◆ What needs to be done ◆
Copy the data that follows exactly. Include no pictures.

◆ Data shown ◆
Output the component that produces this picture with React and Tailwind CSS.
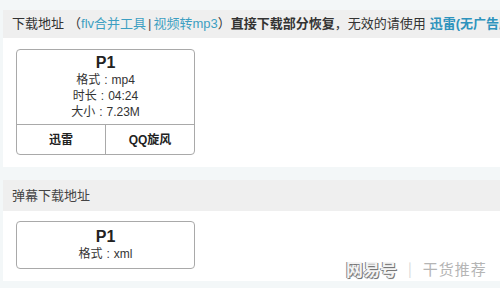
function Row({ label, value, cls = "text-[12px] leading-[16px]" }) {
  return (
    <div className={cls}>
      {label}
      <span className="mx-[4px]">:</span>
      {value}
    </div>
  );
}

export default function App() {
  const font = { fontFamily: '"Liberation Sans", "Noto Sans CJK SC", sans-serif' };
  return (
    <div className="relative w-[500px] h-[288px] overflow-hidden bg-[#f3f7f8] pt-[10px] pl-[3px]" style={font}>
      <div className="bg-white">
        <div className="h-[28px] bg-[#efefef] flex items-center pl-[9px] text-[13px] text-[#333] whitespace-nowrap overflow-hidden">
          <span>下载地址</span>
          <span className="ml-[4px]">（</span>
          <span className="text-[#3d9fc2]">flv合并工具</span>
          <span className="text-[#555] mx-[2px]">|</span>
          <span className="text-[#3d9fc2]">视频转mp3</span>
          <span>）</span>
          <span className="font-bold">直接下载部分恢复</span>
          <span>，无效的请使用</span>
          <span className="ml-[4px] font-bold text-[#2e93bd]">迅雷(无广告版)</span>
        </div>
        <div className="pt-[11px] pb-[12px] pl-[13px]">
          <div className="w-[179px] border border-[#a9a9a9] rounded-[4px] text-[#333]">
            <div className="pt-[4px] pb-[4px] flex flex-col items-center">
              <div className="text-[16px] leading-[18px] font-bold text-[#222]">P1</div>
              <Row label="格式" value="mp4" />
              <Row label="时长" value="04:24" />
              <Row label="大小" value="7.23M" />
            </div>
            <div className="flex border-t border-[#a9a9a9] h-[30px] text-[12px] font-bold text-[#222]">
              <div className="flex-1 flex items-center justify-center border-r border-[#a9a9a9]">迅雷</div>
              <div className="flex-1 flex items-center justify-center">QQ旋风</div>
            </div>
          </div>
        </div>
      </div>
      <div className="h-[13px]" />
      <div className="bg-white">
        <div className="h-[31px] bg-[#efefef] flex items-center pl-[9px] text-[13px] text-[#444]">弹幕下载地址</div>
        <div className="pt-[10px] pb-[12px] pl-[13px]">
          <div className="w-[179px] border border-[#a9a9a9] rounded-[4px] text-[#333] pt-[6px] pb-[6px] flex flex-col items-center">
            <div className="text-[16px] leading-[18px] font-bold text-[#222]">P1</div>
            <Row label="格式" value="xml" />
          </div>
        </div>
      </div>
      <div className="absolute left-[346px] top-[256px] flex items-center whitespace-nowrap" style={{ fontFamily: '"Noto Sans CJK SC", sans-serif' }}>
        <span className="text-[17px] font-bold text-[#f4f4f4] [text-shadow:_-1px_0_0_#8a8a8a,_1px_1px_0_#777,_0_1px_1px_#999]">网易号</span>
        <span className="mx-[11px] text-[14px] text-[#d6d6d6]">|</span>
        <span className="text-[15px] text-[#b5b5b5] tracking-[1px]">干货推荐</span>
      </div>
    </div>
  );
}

◆ The output ◆
Output the component that produces this picture with React and Tailwind CSS.
function Row({ label, value, cls = "text-[12px] leading-[16px]" }) {
  return (
    <div className={cls}>
      {label}
      <span className="mx-[4px]">:</span>
      {value}
    </div>
  );
}

export default function App() {
  const font = { fontFamily: '"Liberation Sans", "Noto Sans CJK SC", sans-serif' };
  return (
    <div className="relative w-[500px] h-[288px] overflow-hidden bg-[#f3f7f8] pt-[10px] pl-[3px]" style={font}>
      <div className="bg-white">
        <div className="h-[28px] bg-[#efefef] flex items-center pl-[9px] text-[13px] text-[#333] whitespace-nowrap overflow-hidden">
          <span>下载地址</span>
          <span className="ml-[4px]">（</span>
          <span className="text-[#3d9fc2]">flv合并工具</span>
          <span className="text-[#555] mx-[2px]">|</span>
          <span className="text-[#3d9fc2]">视频转mp3</span>
          <span>）</span>
          <span className="font-bold">直接下载部分恢复</span>
          <span>，无效的请使用</span>
          <span className="ml-[4px] font-bold text-[#2e93bd]">迅雷(无广告版)</span>
        </div>
        <div className="pt-[11px] pb-[12px] pl-[13px]">
          <div className="w-[179px] border border-[#a9a9a9] rounded-[4px] text-[#333]">
            <div className="pt-[4px] pb-[4px] flex flex-col items-center">
              <div className="text-[16px] leading-[18px] font-bold text-[#222]">P1</div>
              <Row label="格式" value="mp4" />
              <Row label="时长" value="04:24" />
              <Row label="大小" value="7.23M" />
            </div>
            <div className="flex border-t border-[#a9a9a9] h-[30px] text-[12px] font-bold text-[#222]">
              <div className="flex-1 flex items-center justify-center border-r border-[#a9a9a9]">迅雷</div>
              <div className="flex-1 flex items-center justify-center">QQ旋风</div>
            </div>
          </div>
        </div>
      </div>
      <div className="h-[13px]" />
      <div className="bg-white">
        <div className="h-[31px] bg-[#efefef] flex items-center pl-[9px] text-[13px] text-[#444]">弹幕下载地址</div>
        <div className="pt-[10px] pb-[12px] pl-[13px]">
          <div className="w-[179px] border border-[#a9a9a9] rounded-[4px] text-[#333] pt-[6px] pb-[6px] flex flex-col items-center">
            <div className="text-[16px] leading-[18px] font-bold text-[#222]">P1</div>
            <Row label="格式" value="xml" />
          </div>
        </div>
      </div>
      <div className="absolute left-[346px] top-[256px] flex items-center whitespace-nowrap" style={{ fontFamily: '"Noto Sans CJK SC", sans-serif' }}>
        <span className="text-[17px] font-bold text-[#f4f4f4] [text-shadow:_-1px_0_0_#8a8a8a,_1px_1px_0_#777,_0_1px_1px_#999]">网易号</span>
        <span className="mx-[11px] text-[14px] text-[#d6d6d6]">|</span>
        <span className="text-[15px] text-[#b5b5b5] tracking-[1px]">干货推荐</span>
      </div>
    </div>
  );
}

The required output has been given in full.